We all agree, I take it, that it is desirable that all the citizens of the United States should speak a common tongue, and therefore that the end aimed at by the statute is a lawful and proper one. The only question is whether the means adopted deprive teachers of the liberty secured to them by the Fourteenth Amendment. It is with hesitation and unwillingness that I differ from my brethren with regard to a law like this but I cannot bring my mind to believe that in some circumstances, and circumstances existing it is said in Nebraska, the statute might not be regarded as a reasonable or even necessary method of reaching the desired result. The part of the act with which we are concerned deals with the teaching of young children.
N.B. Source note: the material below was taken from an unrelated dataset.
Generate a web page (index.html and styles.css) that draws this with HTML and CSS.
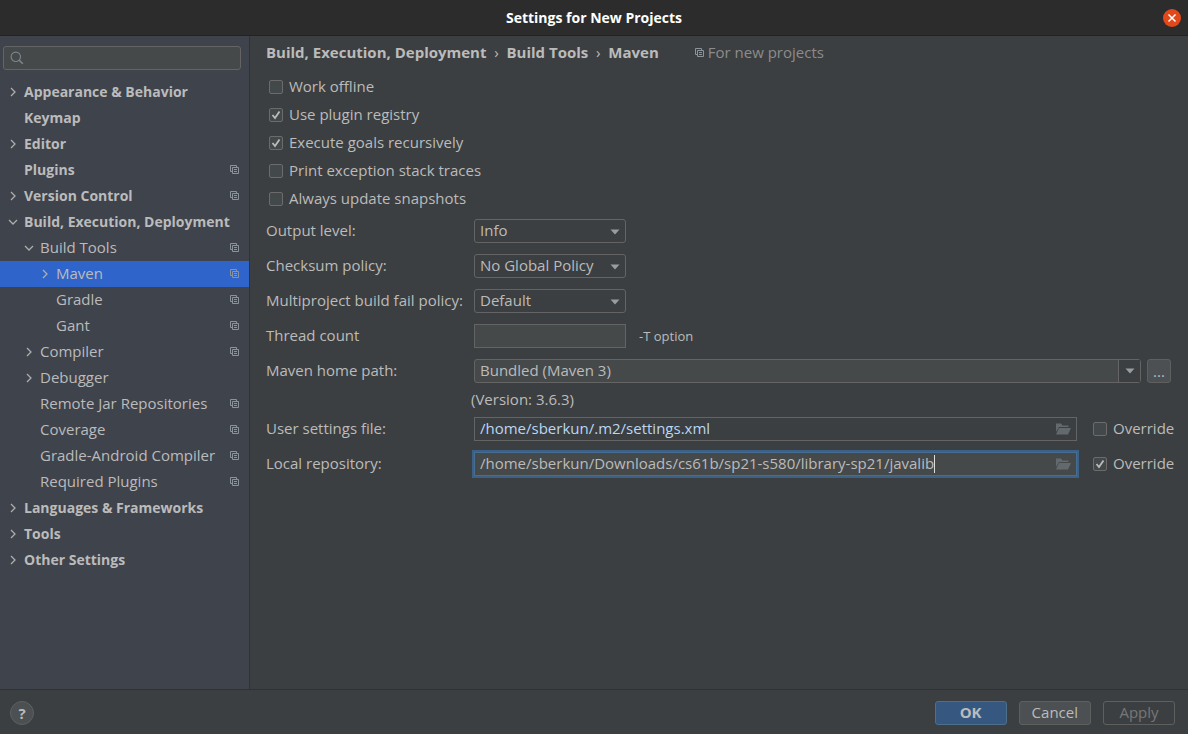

Youth is the time when familiarity with a language is established and if there are sections in the State where a child would hear only Polish or French or German spoken at home I am not prepared to say that it is unreasonable to provide that in his early years he shall hear and speak only English at school. But if it is reasonable it is not an undue restriction of the liberty either of teacher or scholar. No one would doubt that a teacher might be forbidden to teach many things, and the only criterion of his liberty under the Constitution that I can think of is "whether, considering the end in view, the statute passes the bounds of reason and assumes the character of a merely arbitrary fiat." Purity Extract Tonic Co. v. Lynch, 226 U.S. 192, 204. Hebe Co. v. Shaw, 248 U.S. 297, 303. Jacob Ruppert v. Caffey, 251 U.S. 264. I think I appreciate the objection to the law but it appears to me to present a question upon which men reasonably might differ and therefore I am unable to say that the Constitution of the United States prevents the experiment being tried.
I agree with the Court as to the special proviso against the German language contained in the statute dealt with in Bohning v. Ohio.
MR. JUSTICE SUTHERLAND concurs in this opinion.